Media

The Code isn’t for Everyone – Just Those who Care

The inimitable Charles P. Pierce.

Charles P. Pierce is a writer for the Boston Globe. He’s one of the more gifted sportswriters in the field. (One of my favorite pieces he’s written ran a few years back in Sports Illustrated.)

He also doesn’t like baseball’s unwritten rules. Said so himself today, right there on his Globe blog:

You know one of the reasons I don’t get (baseball)? This kind of nonsense. A young guy’s not supposed to swing away in a situation because of some secret Templar code that Jim Leyland and Buck Showalter have tattooed on the inside of their eyelids? “Baseball etiquette,” my Aunt Fanny. Get over yourselves, the lot of you.

Of course, in hating on the Code he cuts to the heart of the Code: Those who don’t care don’t get it. Try explaining to somebody who doesn’t love baseball the justifiable propriety of a pitcher putting a fastball into a hitter’s backside in response to something that happened earlier in the game.

Can’t be done.

Pierce calls himself a baseball agnostic, immune to that “extra thing” that “makes maundering children out of slumming poets and distinguished professors of history.” (The problem with gifted writers is that when they snark against things you like, it’s frequently high-quality stuff.)

Which is just fine. I am not a baseball agnostic. I’m not even born-again. I’ve been there since the beginning, still cherishing that first game with my dad, a subject Pierce also savages in his blog. (Okay, he savages the clichéd overuse in memoirs of the First Game with Dad narrative, something with which I’m kind of inclined to agree.)

Still, to those who care about the game—a group that includes most of the people within the game—the Code is vital. It’s what sets baseball apart as a sport, the thing that defines, in concrete terms and with concrete repercussions, that respect is paramount and mandatory.

To put it in other terms: If LeBron James played baseball and left the Indians for the Yankees, then opted to do a baseball version of his chalk-throwing routine before his first game as a visitor at Jacobs Field, do you think he might be wearing a fastball before the end of the series? Do you think he’d do it again after that?
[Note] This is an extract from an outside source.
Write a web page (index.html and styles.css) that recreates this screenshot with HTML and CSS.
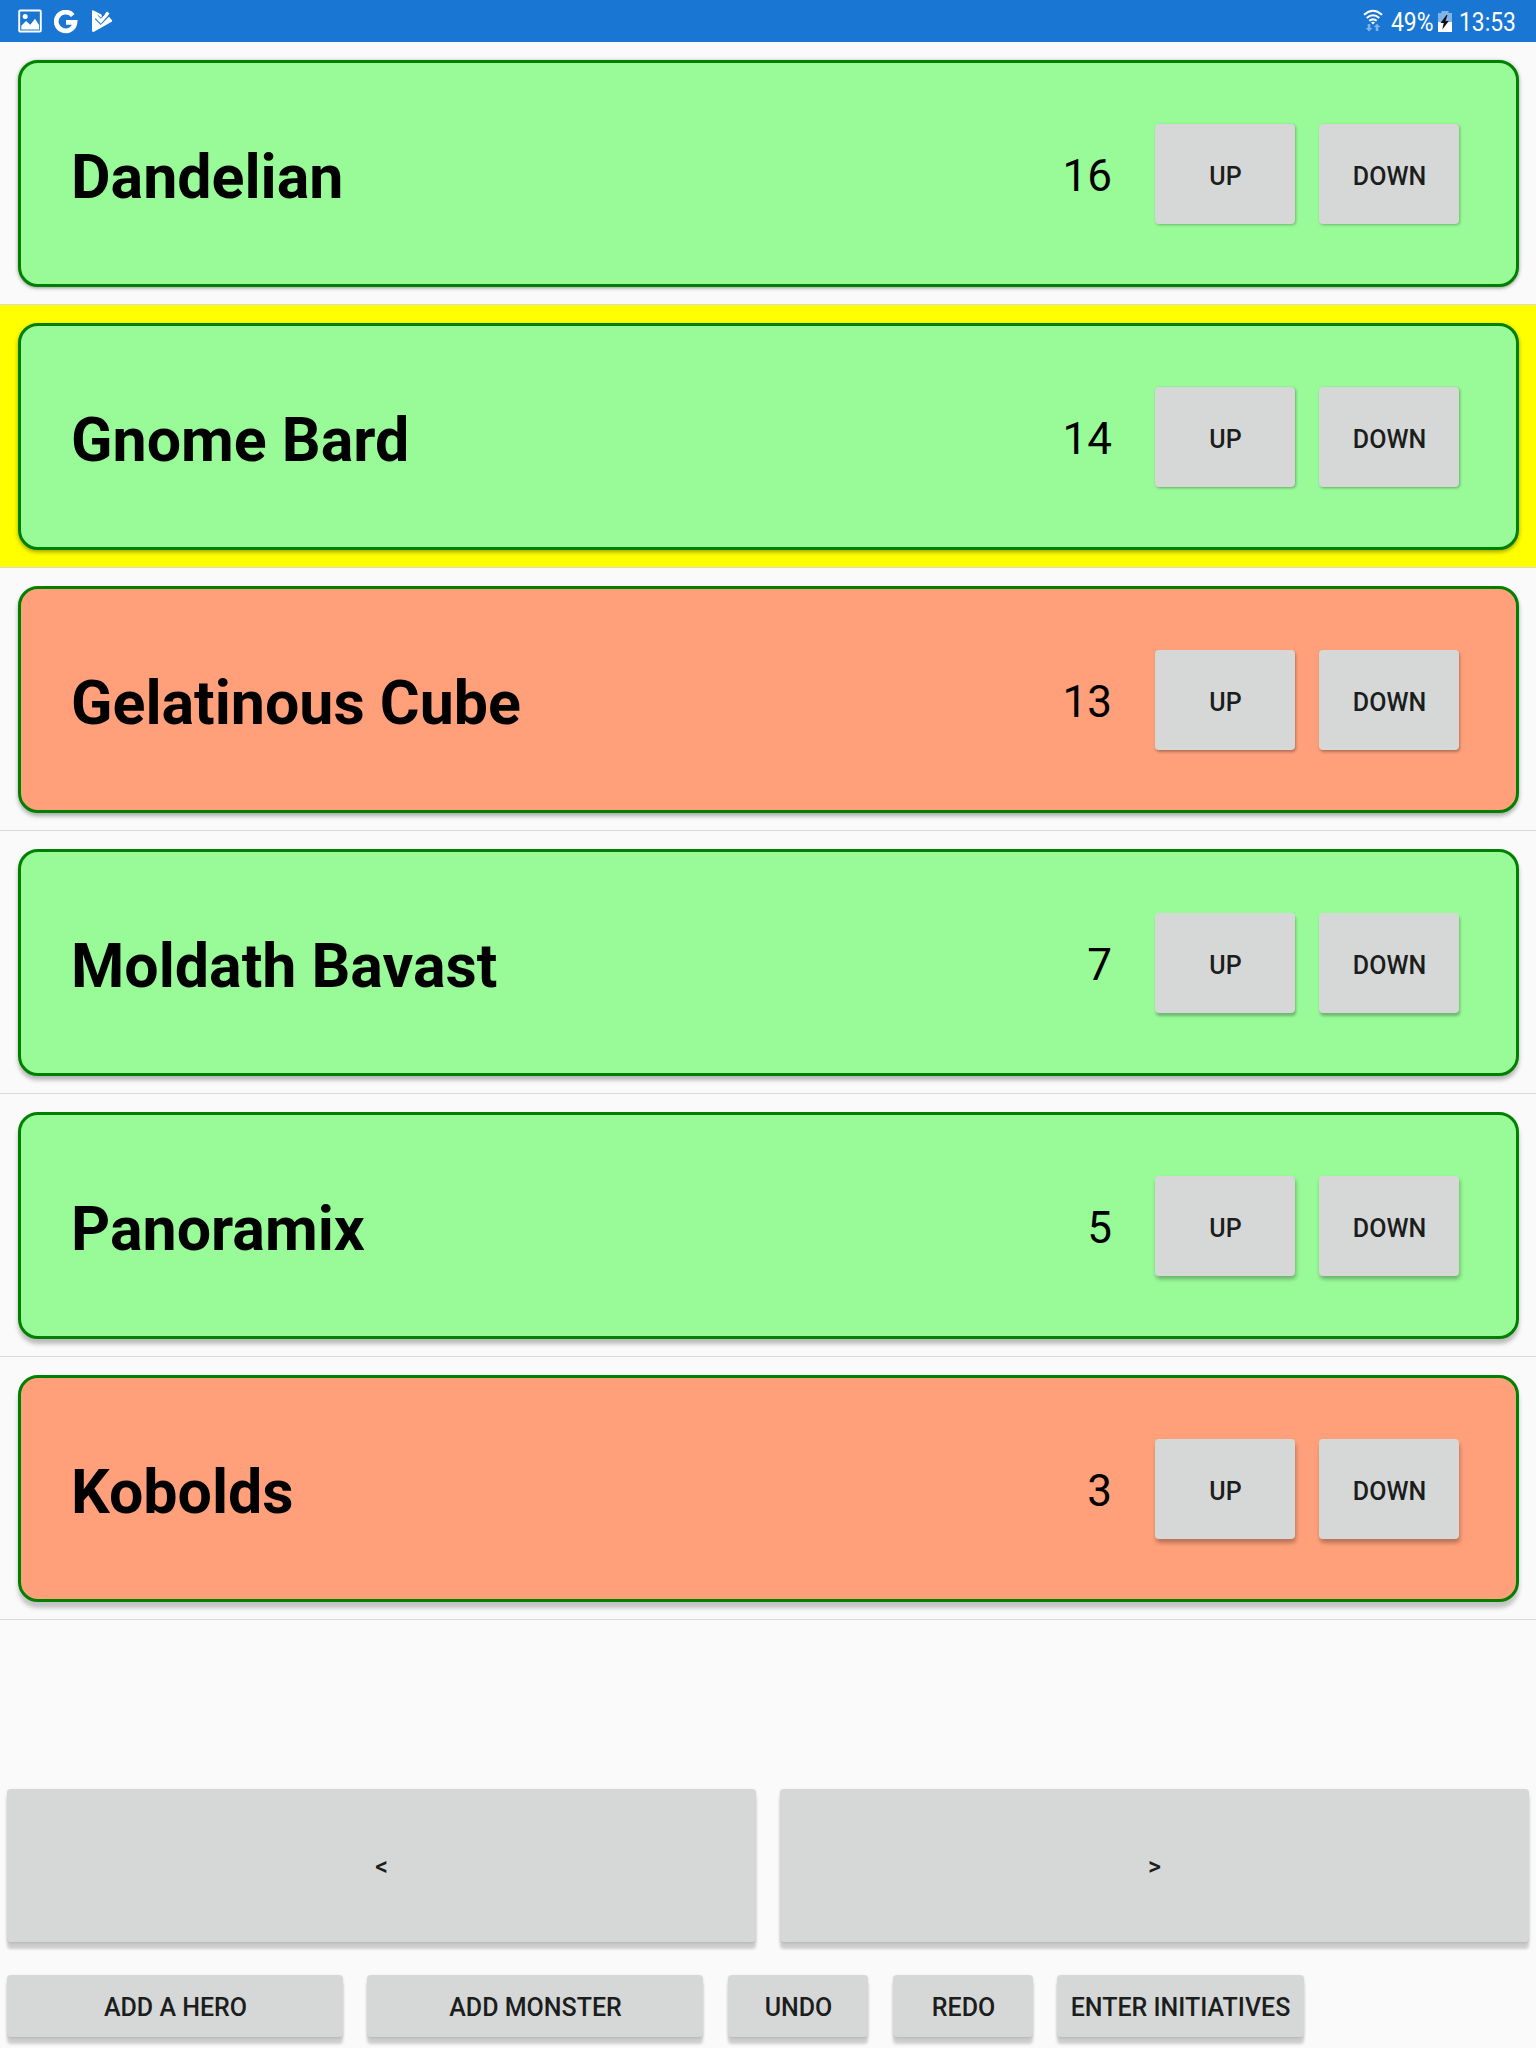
FILE: index.html
```html
<!DOCTYPE html>
<html lang="en">
<head>
<meta charset="utf-8">
<title>Initiative Tracker</title>
<link rel="stylesheet" href="styles.css">
</head>
<body>
<header class="status-bar">
  <div class="notifications">
    <svg width="24" height="24" viewBox="0 0 24 24"><rect x="1.200" y="1.500" width="21.600" height="21" rx="1" fill="none" stroke="#fff" stroke-width="1.900"/><path fill="#fff" d="M3.300 20.500v-3.800L8 12l4.300 3.800 4.700-6 4 6.200v4.500z"/><circle cx="7.200" cy="7.500" r="2.500" fill="#fff"/></svg>
    <svg class="google" width="24" height="24" viewBox="0 0 24 24"><path fill="none" stroke="#fff" stroke-width="4.700" d="M18.800 5.400A9.400 9.400 0 1 0 21 12.400H12"/></svg>
    <svg class="play" width="22" height="24" viewBox="0 0 22 24"><path fill="#fff" d="M1 2.300Q1 .700 2.500 1.400L10.500 5.500 11 9l6-2.500L20.800 11q1 1-.1 1.700L3 22.800q-2 .800-2-1.200z"/><path fill="none" stroke="#1976d2" stroke-width="1.400" d="m4.300 9.600 5.400 5.500L19.200 5.400"/><path fill="none" stroke="#fff" stroke-width="3.400" d="m5.800 8 4 4.200L17.300 3.500"/><path fill="none" stroke="#1976d2" stroke-width="1" d="M6.800 6.200 10 9.300l3.500-4"/></svg>
  </div>
  <div class="indicators">
    <svg class="wifi" width="20" height="24" viewBox="0 0 20 24"><g fill="none" stroke="#fff" stroke-width="2.100"><path d="M1 5.800Q10-2.300 19 5.800M3.700 9Q10 3.500 16.300 9M6.300 11.800q3.700-3 7.400 0"/></g><path fill="#fff" d="m8 13.500q2-1.500 4 0l-2 2z"/><path fill="#80b4e8" d="M4.700 15h2.600v4H9.500L6 22.500 2.800 19h1.900zM12.700 22h2.600v-4h2L14 14.700 10.700 18h2z"/></svg>
    <span class="label battery-level">49%</span>
    <svg class="battery" width="14" height="21" viewBox="0 0 14 21"><path fill="#80b4e8" d="M3.500 0h7v2H14v9H0V2h3.500z"/><path fill="#fff" d="M0 11h14v10H0z"/><path fill="#111" d="M8.500 4 2.500 12h3.200L4.300 18.500 10.800 10H7.500L9.500 4z"/></svg>
    <span class="label clock">13:53</span>
  </div>
</header>
<main class="list">
  <section class="row"><article class="card hero lift-1"><h2 class="name">Dandelian</h2><span class="score">16</span><button class="btn step">UP</button><button class="btn step">DOWN</button></article></section>
  <section class="row active"><article class="card hero lift-2"><h2 class="name">Gnome Bard</h2><span class="score">14</span><button class="btn step">UP</button><button class="btn step">DOWN</button></article></section>
  <section class="row"><article class="card monster lift-3"><h2 class="name">Gelatinous Cube</h2><span class="score">13</span><button class="btn step">UP</button><button class="btn step">DOWN</button></article></section>
  <section class="row"><article class="card hero lift-4"><h2 class="name">Moldath Bavast</h2><span class="score">7</span><button class="btn step">UP</button><button class="btn step">DOWN</button></article></section>
  <section class="row"><article class="card hero lift-5"><h2 class="name">Panoramix</h2><span class="score">5</span><button class="btn step">UP</button><button class="btn step">DOWN</button></article></section>
  <section class="row"><article class="card monster lift-6"><h2 class="name">Kobolds</h2><span class="score">3</span><button class="btn step">UP</button><button class="btn step">DOWN</button></article></section>
</main>
<footer class="controls">
  <nav class="turns"><button class="btn turn">&lt;</button><button class="btn turn">&gt;</button></nav>
  <div class="actions">
    <button class="btn wide">ADD A HERO</button>
    <button class="btn wide">ADD MONSTER</button>
    <button class="btn small">UNDO</button>
    <button class="btn small">REDO</button>
    <button class="btn enter">ENTER INITIATIVES</button>
  </div>
</footer>
</body>
</html>
```
FILE: styles.css
```css
* { box-sizing: border-box; }
body {
  margin: 0;
  height: 2048px;
  display: flex;
  flex-direction: column;
  overflow: hidden;
  background: #fafafa;
  font-family: Roboto, sans-serif;
  color: #000;
}
svg { display: block; flex: none; }

.status-bar {
  height: 42px;
  flex: none;
  display: flex;
  justify-content: space-between;
  padding: 0 18px;
  background: #1976d2;
  color: #fff;
}
.notifications { display: flex; align-items: center; gap: 12px; }
.google { margin-top: 1px; }
.play { margin-left: 1px; }
.indicators { display: flex; align-items: center; }
.label {
  font-size: 26px;
  line-height: 42px;
  transform: scaleX(.88);
  transform-origin: left;
  white-space: nowrap;
  padding-top: 2px;
}
.wifi { margin-right: 8px; }
.battery-level { width: 47px; }
.battery { margin-right: 7px; }
.clock { width: 59px; }

.list { flex: none; }
.row {
  height: 263px;
  padding: 18px 17px 17px 18px;
  border-bottom: 1px solid #dadada;
}
.active { background: #ff0; }
.card {
  height: 227px;
  display: flex;
  align-items: center;
  border: 3px solid #008000;
  border-radius: 20px;
  padding: 0 57px 0 50px;
}
.hero { background: #98fb98; }
.monster { background: #ffa07a; }
.name { flex: 1; margin: 0; padding-top: 8px; font-size: 60.900px; line-height: 70px; font-weight: 700; }
.score { font-size: 44px; line-height: 52px; padding-top: 5px; margin-right: 43px; }

.btn {
  border: 0;
  margin: 0;
  padding: 0;
  border-radius: 4px;
  background: #d6d8d7;
  color: #1c1d1d;
  font: 500 25px/30px Roboto, sans-serif;
  white-space: nowrap;
}
.step { width: 140px; height: 100px; margin-top: 1px; padding: 5px 0 0 1px; }
.step + .step { margin-left: 24px; }

.lift-1 { box-shadow: 0 1px 4px rgba(0,0,0,.3), 0 1px 3px rgba(0,0,0,.12); }
.lift-2 { box-shadow: 0 2px 4px rgba(0,0,0,.36); }
.lift-3 { box-shadow: 0 3px 4px rgba(0,0,0,.32); }
.lift-4 { box-shadow: 0 4px 4px rgba(0,0,0,.28); }
.lift-5 { box-shadow: 0 5px 4px rgba(0,0,0,.25); }
.lift-6 { box-shadow: 0 6px 4px rgba(0,0,0,.22); }
.lift-1 .step { box-shadow: 1px 1px 3px rgba(0,0,0,.28); }
.lift-2 .step { box-shadow: 1px 1px 3px rgba(0,0,0,.32); }
.lift-3 .step { box-shadow: 1px 2px 3px rgba(0,0,0,.3); }
.lift-4 .step { box-shadow: 1px 3px 3px rgba(0,0,0,.28); }
.lift-5 .step { box-shadow: 1px 3px 4px rgba(0,0,0,.3); }
.lift-6 .step { box-shadow: 1px 4px 4px rgba(0,0,0,.28); }

.controls { margin-top: auto; padding: 0 7px 11px; }
.turns { display: flex; gap: 24px; margin-bottom: 33px; }
.turn { flex: 1; height: 153px; padding-top: 2px; }
.actions { display: flex; }
.actions .btn { height: 62px; margin-right: 24px; padding: 4px 0 0 1px; }
.actions .wide { width: 336px; }
.actions .small { width: 140px; }
.actions .wide + .small { margin-left: 1px; }
.actions .small:nth-child(4) { margin-left: 1px; }
.actions .enter { width: 247px; padding-left: 0; }
.controls .btn { box-shadow: 0 7px 3px rgba(0,0,0,.18), 0 1px 3px rgba(0,0,0,.12); }
```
It doesn’t matter what our fictional baseball-playing LeBron James thinks about the unwritten rules. It matters only that they exist and that he would abide by them, because everybody ultimately does.

Baseball mandates as much. It’s one of the things that make the sport special to many of those who care about it. Should Charles Pierce ever come around to caring, perhaps he’ll discover as much.